Hello Faris, can you please introduce yourself to our readers?
Hey guys it’s Faris Kashmeeri, I’m a fighter for the Saudi Arabia national Jiu Jitsu team and most importantly I’m a Pisces haha – I have also been lucky to win the first medal in the world championship for my country.
Is it your first time participating in Abu Dhabi World Professional Jiu Jitsu Championship?
I have competed 3 times in the World Championship and lost twice in the semi-finals my first years. It sucked to miss out by a little on medals and most importantly the cash prize hahaha, but I always have a good time getting on the mats and fighting with the best in the world, and it’s awesome to be able to see my improvement and make it to the podium last year.
How is your training going leading up to the ADWPJJC?
I train year round, so it’s not like I do anything different for a specific championship. The focus and training is always on because Jiu Jitsu is one of the few sports that doesn’t have an off season, there’s always a competition around every corner! Especially now with AJP tour reaching the ends of the world with its grand slams and national pros across every place that has a flag haha – once Elon Musk figures how to get us to Mars, I won’t be surprised if we see a Grandslam there.
How did the sport of Jiu Jitsu impact you on a personal level? Why do you recommend youth to practice the sport?
For me Jiu Jitsu both directly and indirectly shaped my life. Obviously directly in the sense that I am a full time Jiu Jitsu fighter now, and it took over as my career. But indirectly, it gave me a lot of confidence to take bigger risks in my personal life. And truly, the decisions I made and committed to off the mat helped put me in a better position in my daily life.
Jiu Jitsu’s true value is the characteristics and traits you need to develop to be good in Jiu Jitsu that end up translating off the mat. Being good at problem-solving, being resilient, patient, and dealing well under pressure. I think those are traits any kid would benefit from regardless of what field they go into.

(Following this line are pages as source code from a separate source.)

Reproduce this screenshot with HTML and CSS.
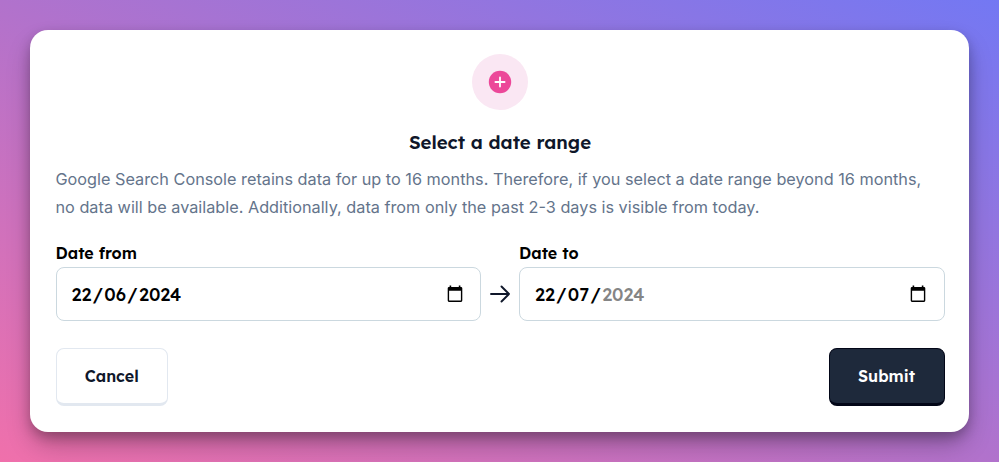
FILE: index.html
```html
<!DOCTYPE html>
<html lang="en">
<head>
<meta charset="utf-8">
<title>Select a date range</title>
<link rel="stylesheet" href="styles.css">
</head>
<body>
<main class="card">
  <div class="badge">
    <svg width="28" height="28" viewBox="0 0 28 28"><circle cx="14" cy="14" r="11.2" fill="#ec4899"/><path d="M14 9.4v9.2M9.4 14h9.2" stroke="#fff" stroke-width="1.8" stroke-linecap="round"/></svg>
  </div>
  <h1 class="title">Select a date range</h1>
  <p class="description"><span class="line">Google Search Console retains data for up to 16 months. Therefore, if you select a date range beyond 16 months,</span> <span class="line">no data will be available. Additionally, data from only the past 2-3 days is visible from today.</span></p>
  <div class="range">
    <div class="field">
      <div class="label">Date from</div>
      <div class="input"><span class="date"><span>22</span><i>/</i><span>06</span><i>/</i><span>2024</span></span>
        <svg class="calendar" width="16" height="18" viewBox="0 0 16 18"><path fill="#000" fill-rule="evenodd" d="M2.6.6h1.600V2h7.600V.6h1.600V2h.6A1.300 1.300 0 0 1 15.300 3.300v12.300A1.300 1.300 0 0 1 14 16.900H2A1.300 1.300 0 0 1 .7 15.600V3.300A1.300 1.300 0 0 1 2 2h.6zM2.100 5.700v9.800h11.800V5.700z"/></svg>
      </div>
    </div>
    <svg class="arrow" width="20" height="18" viewBox="0 0 20 18"><path d="M1 9h18M11.500 1.500 19 9l-7.500 7.500" fill="none" stroke="#0f172a" stroke-width="1.900" stroke-linecap="round" stroke-linejoin="round"/></svg>
    <div class="field">
      <div class="label">Date to</div>
      <div class="input"><span class="date"><span>22</span><i>/</i><span>07</span><i>/</i><span class="muted">2024</span></span>
        <svg class="calendar" width="16" height="18" viewBox="0 0 16 18"><path fill="#000" fill-rule="evenodd" d="M2.6.6h1.600V2h7.600V.6h1.600V2h.6A1.300 1.300 0 0 1 15.300 3.300v12.300A1.300 1.300 0 0 1 14 16.900H2A1.300 1.300 0 0 1 .7 15.600V3.300A1.300 1.300 0 0 1 2 2h.6zM2.100 5.700v9.800h11.800V5.700z"/></svg>
      </div>
    </div>
  </div>
  <div class="actions">
    <button class="button cancel">Cancel</button>
    <button class="button submit">Submit</button>
  </div>
</main>
</body>
</html>
```
FILE: styles.css
```css
* { box-sizing: border-box; }
body {
  margin: 0;
  height: 462px;
  padding: 30px;
  overflow: hidden;
  background: linear-gradient(to top right, #f070ab, #b172cc 50%, #7378f3);
  font-family: Lexend, Inter, sans-serif;
  font-feature-settings: "cv11";
}
.card {
  height: 402px;
  padding: 24px 24.500px 0 25.500px;
  border-radius: 18px;
  background: #fff;
  box-shadow: 0 14px 26px -3px rgb(0 0 0 / 28%), 0 5px 12px rgb(0 0 0 / 22%);
}
.badge {
  width: 56px;
  height: 56px;
  margin: 0 auto;
  display: grid;
  place-items: center;
  border-radius: 50%;
  background: #fae7f3;
}
.title {
  margin: 18px 0 0;
  font-size: 18.600px;
  line-height: 29px;
  font-weight: 600;
  text-align: center;
  color: #0f172a;
}
.description {
  margin: 8px 0 0;
  font: 400 16.260px/28px Inter, sans-serif;
  font-feature-settings: normal;
  color: #64748b;
}
.line { display: block; white-space: nowrap; }
.range { display: flex; align-items: flex-end; margin-top: 20px; }
.field { flex: 1; }
.label { font-size: 16px; line-height: 25px; font-weight: 600; color: #000; }
.input {
  height: 54px;
  margin-top: 1px;
  padding: 0 17.500px 0 15px;
  display: flex;
  align-items: center;
  justify-content: space-between;
  border: 1px solid #cbd8df;
  border-radius: 8px;
}
.date { display: flex; font-size: 18.100px; font-weight: 500; color: #000; }
.date i { width: 13px; text-align: center; font-style: normal; }
.muted { color: #858585; }
.arrow { margin: 0 9px 18px; }
.actions { display: flex; justify-content: space-between; margin-top: 27px; }
.button {
  height: 58px;
  padding: 0;
  border-radius: 8px;
  font: 600 16px/24px Lexend, Inter, sans-serif;
  font-feature-settings: "cv11";
}
.cancel { width: 112.500px; color: #0f172a; background: #fff; border: 1px solid #e2e8f0; border-bottom-width: 3px; }
.submit { width: 116px; color: #fff; background: #1e293b; border: 1px solid #020617; border-bottom-width: 3px; }
```
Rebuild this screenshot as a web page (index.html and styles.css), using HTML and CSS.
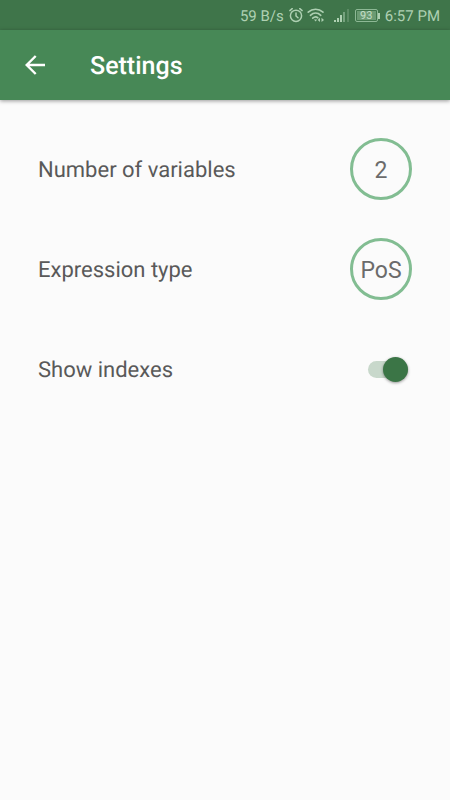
FILE: index.html
```html
<!DOCTYPE html>
<html lang="en">
<head>
<meta charset="utf-8">
<meta name="viewport" content="width=device-width, initial-scale=1">
<title>Settings</title>
<link rel="stylesheet" href="styles.css">
</head>
<body>
<div class="status">
  <span class="rate">59 B/s</span>
  <svg class="alarm" width="14" height="16" viewBox="0 0 14 16" fill="none" stroke="currentColor" stroke-width="1.5" stroke-linecap="round" aria-hidden="true">
    <circle cx="7" cy="7.800" r="5.600"/>
    <path d="M7 5v3l2 1.800M.9 2.600l2.300-2M13.100 2.600l-2.300-2"/>
  </svg>
  <svg class="wifi" width="18" height="16" viewBox="0 0 18 16" fill="none" stroke="currentColor" stroke-width="1.600" stroke-linecap="round" aria-hidden="true">
    <path d="M1.200 4.200c4.400-4 10.400-4 14.800 0M3.400 7.300c3.100-2.900 7.300-2.900 10.400 0M5.700 10.200c1.700-1.600 3.800-1.600 5.200-.4"/>
    <path d="M7 11.600h3.200L8.600 13.600zM13 9.800v4.200l-2.300-2.100zM14.500 9.800v4.200l2.500-2.100z" fill="currentColor" stroke="none"/>
  </svg>
  <svg class="signal" width="15" height="14" viewBox="0 0 15 14" fill="currentColor" aria-hidden="true">
    <path d="M0 11h2v2H0zM3 9h2v4H3zM6 6h2v7H6z"/>
    <path d="M9 3h2v10H9z" opacity=".5"/>
    <path d="M13 0h2v13h-2z" opacity=".25"/>
  </svg>
  <span class="battery"><span class="level">93</span></span>
  <span class="time">6:57 PM</span>
</div>
<header class="bar">
  <button class="back" type="button" aria-label="Back">
    <svg width="20" height="20" viewBox="0 0 20 20" fill="none" stroke="currentColor" stroke-width="2.400" aria-hidden="true">
      <path d="M20 10H2M10.700 1L1.700 10l9 9"/>
    </svg>
  </button>
  <h1 class="title">Settings</h1>
</header>
<main class="settings">
  <div class="row">
    <label for="variables">Number of variables</label>
    <button class="value" id="variables" type="button">2</button>
  </div>
  <div class="row">
    <label for="expression">Expression type</label>
    <button class="value" id="expression" type="button">PoS</button>
  </div>
  <div class="row">
    <label for="indexes">Show indexes</label>
    <input class="switch" id="indexes" type="checkbox" role="switch" checked>
  </div>
</main>
</body>
</html>
```
FILE: styles.css
```css
* {
  box-sizing: border-box;
}

body {
  margin: 0;
  min-height: 100vh;
  background: #fbfbfb;
  color: #595959;
  font-family: Roboto, "Liberation Sans", sans-serif;
  text-rendering: geometricPrecision;
}

.status {
  display: flex;
  align-items: center;
  justify-content: flex-end;
  height: 30px;
  padding: 1px 10px 0;
  background: #3f754a;
  color: #aed0b2;
  font-size: 15px;
  line-height: 20px;
}

.rate {
  margin-right: 5px;
}

.alarm {
  margin-right: 4px;
}

.wifi {
  margin-right: 9px;
}

.signal {
  margin-right: 6px;
}

.battery {
  display: flex;
  align-items: center;
  margin-right: 5px;
}

.battery::after {
  content: "";
  width: 2px;
  height: 6px;
  background: currentColor;
}

.level {
  width: 23px;
  height: 13px;
  padding: 1px;
  border: 1px solid #8db895;
  border-radius: 2px;
  background: #6b9b73 content-box;
  color: #c4dfc7;
  font-size: 11px;
  line-height: 10px;
  text-align: center;
}

.bar {
  display: flex;
  align-items: center;
  height: 70px;
  padding: 0 25px;
  background: #478856;
  color: #fff;
  box-shadow: 0 1px 4px rgba(0, 0, 0, 0.4);
}

.back {
  display: flex;
  width: 65px;
  padding: 0;
  border: 0;
  background: none;
  color: inherit;
}

.title {
  margin: 0;
  padding-top: 3px;
  font-size: 25px;
  font-weight: 500;
  line-height: 32px;
}

.settings {
  padding: 19px 38px;
}

.row {
  display: flex;
  align-items: center;
  justify-content: space-between;
  height: 100px;
  font-size: 22px;
  line-height: 28px;
}

.row label {
  padding-top: 3px;
}

.value {
  width: 62px;
  height: 62px;
  padding: 3px 0 0;
  border: 3px solid #82bd92;
  border-radius: 50%;
  background: none;
  color: #6b6b6b;
  font: inherit;
  font-size: 23px;
}

.switch {
  display: flex;
  align-items: center;
  justify-content: flex-end;
  appearance: none;
  width: 40px;
  height: 17px;
  margin: 0 4px;
  border-radius: 9px;
  background: #c8d8cb;
}

.switch::before {
  content: "";
  flex: none;
  width: 25px;
  height: 25px;
  border-radius: 50%;
  background: #3b7546;
  box-shadow: 0 1px 3px rgba(0, 0, 0, 0.4);
}

.switch:not(:checked) {
  justify-content: flex-start;
}
```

How do you see Abu Dhabi hosting global Jiu Jitsu championships and giving the chance for athletes to compete against the best in the world?
Abu Dhabi has become a second home to me, especially during this pandemic. Corona got us hiding our gis and tying our belts twice. Right now, it’s such a great opportunity that Abu Dhabi is able to continue to host these major events and give us athletes the chance to do what we love, even at time where most simple things are difficult. Glad to be still traveling!
Who influenced you the most in developing your BJJ game?
To be honest I always used to look up to different high-level athletes in the sport and try to mimic their game and that always failed miserably for me. I truly believed that when I got better, my Jiu Jitsu would slowly start to look more and more like my idols. With time, as I got better, I slowly started to see my Jiu Jitsu look more and more like my own. I do the same techniques like when I first started but a lot sharper now. I think everybody should find their style. Nobody can make you.
Would you like to give any advice to our readers that would help them either on the mat or in their lives?
For those who do Jiu Jitsu I’d say try to zoom out and see other aspects going on in your life. I know it’s hard as a fighter because we all have this tunnel vision of being better at what we do. But it’s important to balance other parts of your life, or even hobbies you want to entertain. For me I almost lost my passion and burned out at one point because I had side tracked all my other interests. Don’t feel guilty for wanting other things, and always do what’s best for you.